Set exercise: Write out the data below in full, unchanged, minus the images.

▼

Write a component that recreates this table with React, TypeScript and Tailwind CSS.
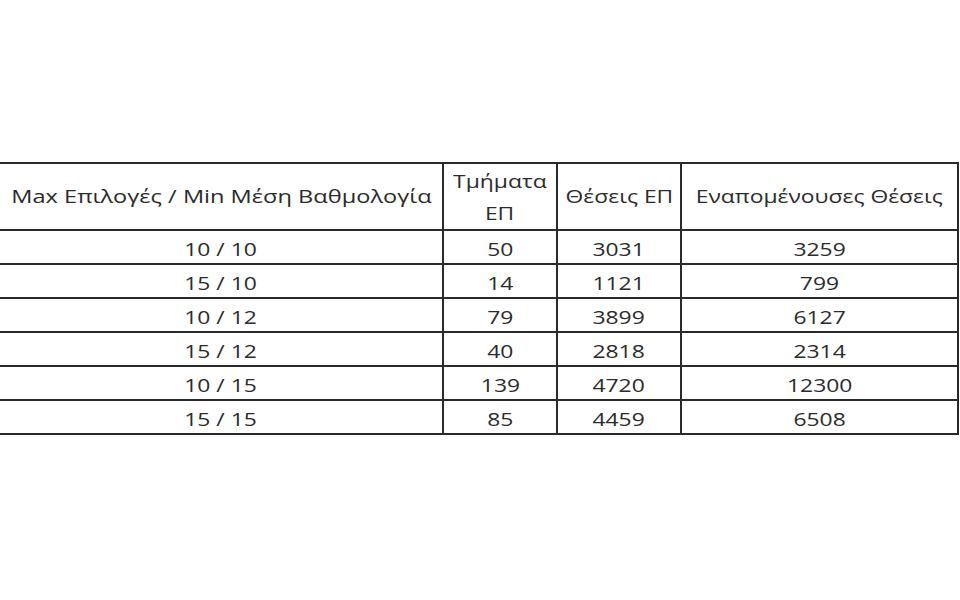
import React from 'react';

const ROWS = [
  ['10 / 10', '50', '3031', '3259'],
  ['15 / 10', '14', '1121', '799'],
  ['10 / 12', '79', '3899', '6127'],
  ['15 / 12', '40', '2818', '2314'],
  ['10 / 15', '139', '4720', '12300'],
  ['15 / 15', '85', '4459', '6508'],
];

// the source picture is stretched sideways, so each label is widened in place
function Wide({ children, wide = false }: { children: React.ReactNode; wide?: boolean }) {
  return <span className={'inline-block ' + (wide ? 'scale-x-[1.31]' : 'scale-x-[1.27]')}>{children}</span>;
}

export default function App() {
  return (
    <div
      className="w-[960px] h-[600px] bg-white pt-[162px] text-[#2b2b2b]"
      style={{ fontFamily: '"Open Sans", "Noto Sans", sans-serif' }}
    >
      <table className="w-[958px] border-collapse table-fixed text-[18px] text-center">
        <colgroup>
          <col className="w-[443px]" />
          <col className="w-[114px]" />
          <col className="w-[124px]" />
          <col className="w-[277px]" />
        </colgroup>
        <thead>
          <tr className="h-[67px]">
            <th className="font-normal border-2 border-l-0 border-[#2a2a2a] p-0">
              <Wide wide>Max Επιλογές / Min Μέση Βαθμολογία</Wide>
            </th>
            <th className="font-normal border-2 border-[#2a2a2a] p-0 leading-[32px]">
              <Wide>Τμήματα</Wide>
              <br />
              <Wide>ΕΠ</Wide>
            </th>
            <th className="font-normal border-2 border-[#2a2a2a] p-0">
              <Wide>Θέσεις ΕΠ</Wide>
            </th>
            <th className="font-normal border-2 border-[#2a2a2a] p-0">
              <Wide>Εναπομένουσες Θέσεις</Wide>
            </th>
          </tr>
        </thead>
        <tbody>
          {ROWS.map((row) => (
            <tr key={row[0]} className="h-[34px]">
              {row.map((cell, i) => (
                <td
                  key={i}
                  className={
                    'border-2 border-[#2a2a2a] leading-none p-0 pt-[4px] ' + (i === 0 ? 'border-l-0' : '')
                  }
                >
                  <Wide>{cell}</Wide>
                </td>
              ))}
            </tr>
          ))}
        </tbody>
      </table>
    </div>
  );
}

▲

Result for this exercise:
Write a component that recreates this table with React, TypeScript and Tailwind CSS.
import React from 'react';

const ROWS = [
  ['10 / 10', '50', '3031', '3259'],
  ['15 / 10', '14', '1121', '799'],
  ['10 / 12', '79', '3899', '6127'],
  ['15 / 12', '40', '2818', '2314'],
  ['10 / 15', '139', '4720', '12300'],
  ['15 / 15', '85', '4459', '6508'],
];

// the source picture is stretched sideways, so each label is widened in place
function Wide({ children, wide = false }: { children: React.ReactNode; wide?: boolean }) {
  return <span className={'inline-block ' + (wide ? 'scale-x-[1.31]' : 'scale-x-[1.27]')}>{children}</span>;
}

export default function App() {
  return (
    <div
      className="w-[960px] h-[600px] bg-white pt-[162px] text-[#2b2b2b]"
      style={{ fontFamily: '"Open Sans", "Noto Sans", sans-serif' }}
    >
      <table className="w-[958px] border-collapse table-fixed text-[18px] text-center">
        <colgroup>
          <col className="w-[443px]" />
          <col className="w-[114px]" />
          <col className="w-[124px]" />
          <col className="w-[277px]" />
        </colgroup>
        <thead>
          <tr className="h-[67px]">
            <th className="font-normal border-2 border-l-0 border-[#2a2a2a] p-0">
              <Wide wide>Max Επιλογές / Min Μέση Βαθμολογία</Wide>
            </th>
            <th className="font-normal border-2 border-[#2a2a2a] p-0 leading-[32px]">
              <Wide>Τμήματα</Wide>
              <br />
              <Wide>ΕΠ</Wide>
            </th>
            <th className="font-normal border-2 border-[#2a2a2a] p-0">
              <Wide>Θέσεις ΕΠ</Wide>
            </th>
            <th className="font-normal border-2 border-[#2a2a2a] p-0">
              <Wide>Εναπομένουσες Θέσεις</Wide>
            </th>
          </tr>
        </thead>
        <tbody>
          {ROWS.map((row) => (
            <tr key={row[0]} className="h-[34px]">
              {row.map((cell, i) => (
                <td
                  key={i}
                  className={
                    'border-2 border-[#2a2a2a] leading-none p-0 pt-[4px] ' + (i === 0 ? 'border-l-0' : '')
                  }
                >
                  <Wide>{cell}</Wide>
                </td>
              ))}
            </tr>
          ))}
        </tbody>
      </table>
    </div>
  );
}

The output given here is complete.